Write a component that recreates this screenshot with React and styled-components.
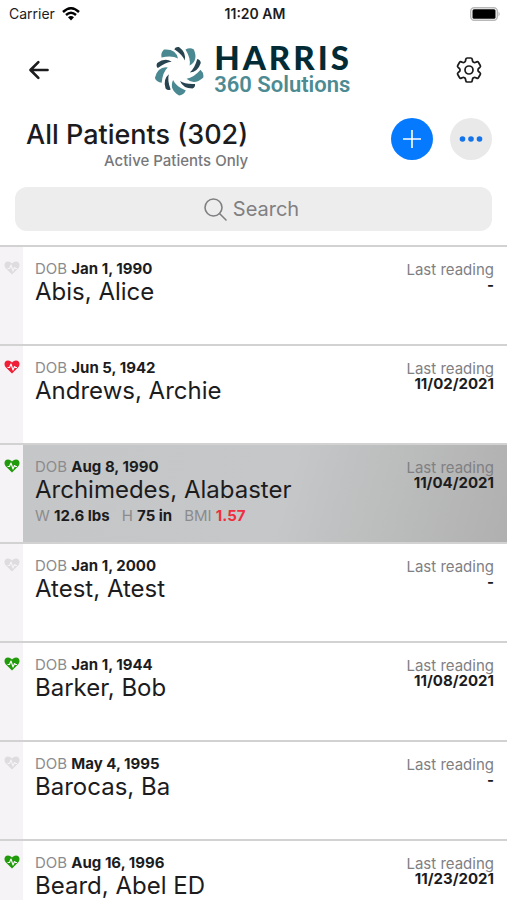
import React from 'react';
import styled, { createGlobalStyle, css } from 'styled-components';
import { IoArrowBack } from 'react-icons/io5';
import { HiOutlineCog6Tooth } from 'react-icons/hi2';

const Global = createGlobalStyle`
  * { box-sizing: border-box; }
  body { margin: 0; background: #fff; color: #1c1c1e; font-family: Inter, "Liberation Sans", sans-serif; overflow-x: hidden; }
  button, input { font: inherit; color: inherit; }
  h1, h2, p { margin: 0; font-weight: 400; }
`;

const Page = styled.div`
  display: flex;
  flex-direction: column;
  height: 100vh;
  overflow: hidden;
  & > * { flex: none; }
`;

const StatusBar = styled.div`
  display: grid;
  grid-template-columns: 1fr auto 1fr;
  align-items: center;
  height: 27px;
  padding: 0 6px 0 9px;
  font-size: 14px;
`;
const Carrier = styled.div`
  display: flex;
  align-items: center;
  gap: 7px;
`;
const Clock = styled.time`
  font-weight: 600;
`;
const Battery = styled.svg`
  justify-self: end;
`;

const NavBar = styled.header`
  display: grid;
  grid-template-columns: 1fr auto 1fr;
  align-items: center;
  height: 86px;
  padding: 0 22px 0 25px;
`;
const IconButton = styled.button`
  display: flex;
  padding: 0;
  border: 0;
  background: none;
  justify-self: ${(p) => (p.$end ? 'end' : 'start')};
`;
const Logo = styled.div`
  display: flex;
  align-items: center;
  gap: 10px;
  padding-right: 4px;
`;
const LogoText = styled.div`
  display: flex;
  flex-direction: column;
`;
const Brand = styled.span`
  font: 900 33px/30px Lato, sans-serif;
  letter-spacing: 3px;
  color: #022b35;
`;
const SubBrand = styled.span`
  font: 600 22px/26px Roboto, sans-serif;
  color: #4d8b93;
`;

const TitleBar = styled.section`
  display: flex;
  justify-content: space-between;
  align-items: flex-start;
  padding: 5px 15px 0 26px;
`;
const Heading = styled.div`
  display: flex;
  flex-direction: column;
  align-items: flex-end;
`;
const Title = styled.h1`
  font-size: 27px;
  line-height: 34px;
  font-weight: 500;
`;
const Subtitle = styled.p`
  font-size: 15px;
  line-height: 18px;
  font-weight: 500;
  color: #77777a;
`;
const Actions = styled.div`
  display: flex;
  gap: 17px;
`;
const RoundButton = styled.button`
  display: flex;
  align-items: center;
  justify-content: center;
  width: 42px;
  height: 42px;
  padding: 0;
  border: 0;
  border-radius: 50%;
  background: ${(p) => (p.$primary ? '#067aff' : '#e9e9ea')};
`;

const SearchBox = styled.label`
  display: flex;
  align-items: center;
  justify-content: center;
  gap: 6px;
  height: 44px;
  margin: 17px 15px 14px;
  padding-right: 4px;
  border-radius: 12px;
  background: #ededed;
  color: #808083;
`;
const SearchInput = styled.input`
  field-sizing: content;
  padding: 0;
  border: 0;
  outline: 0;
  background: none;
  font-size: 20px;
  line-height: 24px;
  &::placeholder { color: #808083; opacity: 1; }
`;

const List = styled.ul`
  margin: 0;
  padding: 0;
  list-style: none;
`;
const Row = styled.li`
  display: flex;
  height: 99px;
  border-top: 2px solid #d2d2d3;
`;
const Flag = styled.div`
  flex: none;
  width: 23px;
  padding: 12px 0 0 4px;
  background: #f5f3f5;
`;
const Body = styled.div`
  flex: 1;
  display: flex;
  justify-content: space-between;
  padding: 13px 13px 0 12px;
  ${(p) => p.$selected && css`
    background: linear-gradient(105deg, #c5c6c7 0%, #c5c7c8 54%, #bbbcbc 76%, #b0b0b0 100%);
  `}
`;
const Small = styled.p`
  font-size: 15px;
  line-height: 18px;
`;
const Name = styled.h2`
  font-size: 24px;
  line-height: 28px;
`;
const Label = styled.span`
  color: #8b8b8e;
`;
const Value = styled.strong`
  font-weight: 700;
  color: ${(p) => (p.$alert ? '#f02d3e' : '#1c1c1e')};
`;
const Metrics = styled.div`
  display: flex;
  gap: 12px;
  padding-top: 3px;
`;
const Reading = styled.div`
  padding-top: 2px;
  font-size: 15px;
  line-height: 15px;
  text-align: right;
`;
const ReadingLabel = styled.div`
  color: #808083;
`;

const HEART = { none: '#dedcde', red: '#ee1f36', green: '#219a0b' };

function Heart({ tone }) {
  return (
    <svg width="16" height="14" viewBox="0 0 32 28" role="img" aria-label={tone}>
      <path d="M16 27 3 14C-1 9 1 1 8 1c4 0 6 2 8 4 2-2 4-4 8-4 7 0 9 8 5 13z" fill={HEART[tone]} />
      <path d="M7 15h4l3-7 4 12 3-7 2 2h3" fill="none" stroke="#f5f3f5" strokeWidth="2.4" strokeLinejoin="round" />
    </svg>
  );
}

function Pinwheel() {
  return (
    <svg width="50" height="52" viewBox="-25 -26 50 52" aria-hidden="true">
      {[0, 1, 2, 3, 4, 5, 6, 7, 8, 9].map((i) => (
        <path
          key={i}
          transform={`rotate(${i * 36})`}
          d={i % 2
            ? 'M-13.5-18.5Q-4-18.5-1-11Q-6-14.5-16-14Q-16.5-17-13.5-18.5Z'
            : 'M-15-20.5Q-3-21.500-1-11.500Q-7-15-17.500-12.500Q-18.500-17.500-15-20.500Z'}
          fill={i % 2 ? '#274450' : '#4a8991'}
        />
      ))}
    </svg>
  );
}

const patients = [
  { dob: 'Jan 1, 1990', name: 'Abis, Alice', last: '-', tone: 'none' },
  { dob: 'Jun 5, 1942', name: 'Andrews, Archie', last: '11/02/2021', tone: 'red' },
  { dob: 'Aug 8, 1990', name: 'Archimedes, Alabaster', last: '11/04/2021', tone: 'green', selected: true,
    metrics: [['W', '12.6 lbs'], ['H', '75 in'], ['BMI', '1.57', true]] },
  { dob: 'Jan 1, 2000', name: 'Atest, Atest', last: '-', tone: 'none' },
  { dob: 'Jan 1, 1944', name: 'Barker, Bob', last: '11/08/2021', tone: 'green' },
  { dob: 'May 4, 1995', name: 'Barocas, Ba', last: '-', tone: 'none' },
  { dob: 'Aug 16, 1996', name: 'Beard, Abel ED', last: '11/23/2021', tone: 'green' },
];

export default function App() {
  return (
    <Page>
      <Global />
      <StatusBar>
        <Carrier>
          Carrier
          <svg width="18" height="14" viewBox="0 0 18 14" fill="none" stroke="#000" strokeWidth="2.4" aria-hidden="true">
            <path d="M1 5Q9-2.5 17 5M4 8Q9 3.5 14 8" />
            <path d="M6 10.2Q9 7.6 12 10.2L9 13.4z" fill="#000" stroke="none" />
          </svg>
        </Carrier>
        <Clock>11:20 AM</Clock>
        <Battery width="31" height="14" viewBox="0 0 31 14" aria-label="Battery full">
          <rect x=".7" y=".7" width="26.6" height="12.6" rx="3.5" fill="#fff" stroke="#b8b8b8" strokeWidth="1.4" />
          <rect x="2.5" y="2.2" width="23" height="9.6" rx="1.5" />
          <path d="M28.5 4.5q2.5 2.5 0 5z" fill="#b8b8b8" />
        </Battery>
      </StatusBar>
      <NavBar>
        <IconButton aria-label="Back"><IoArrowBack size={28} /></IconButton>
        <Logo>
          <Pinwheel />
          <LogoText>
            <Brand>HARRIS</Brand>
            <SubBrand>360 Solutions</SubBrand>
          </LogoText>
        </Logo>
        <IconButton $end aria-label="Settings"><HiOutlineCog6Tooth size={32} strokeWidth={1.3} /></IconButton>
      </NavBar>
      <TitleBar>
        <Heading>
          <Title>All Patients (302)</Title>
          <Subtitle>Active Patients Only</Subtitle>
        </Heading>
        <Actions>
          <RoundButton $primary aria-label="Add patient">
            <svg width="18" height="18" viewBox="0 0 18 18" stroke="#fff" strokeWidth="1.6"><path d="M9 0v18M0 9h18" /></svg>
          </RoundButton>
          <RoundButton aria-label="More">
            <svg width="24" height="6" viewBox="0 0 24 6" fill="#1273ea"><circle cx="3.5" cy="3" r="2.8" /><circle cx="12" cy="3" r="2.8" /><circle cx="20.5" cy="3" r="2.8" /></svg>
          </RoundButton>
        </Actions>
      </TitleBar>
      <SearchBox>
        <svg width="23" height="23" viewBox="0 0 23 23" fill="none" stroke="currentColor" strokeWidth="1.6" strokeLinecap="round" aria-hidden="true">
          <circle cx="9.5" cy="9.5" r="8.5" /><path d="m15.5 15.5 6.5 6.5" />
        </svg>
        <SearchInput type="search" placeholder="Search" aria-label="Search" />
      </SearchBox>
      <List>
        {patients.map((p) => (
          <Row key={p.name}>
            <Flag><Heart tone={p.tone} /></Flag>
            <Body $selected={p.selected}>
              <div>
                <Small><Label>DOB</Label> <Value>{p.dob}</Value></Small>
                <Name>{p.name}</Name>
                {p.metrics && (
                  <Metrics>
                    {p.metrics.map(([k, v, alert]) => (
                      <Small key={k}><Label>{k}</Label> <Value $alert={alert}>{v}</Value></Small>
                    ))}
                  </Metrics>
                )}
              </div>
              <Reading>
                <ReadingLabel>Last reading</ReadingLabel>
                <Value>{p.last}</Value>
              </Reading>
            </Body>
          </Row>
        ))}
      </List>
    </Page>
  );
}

----------

Pull out all lines of the data with the string "components".

Write a component that recreates this screenshot with React and styled-components.
import styled, { createGlobalStyle, css } from 'styled-components';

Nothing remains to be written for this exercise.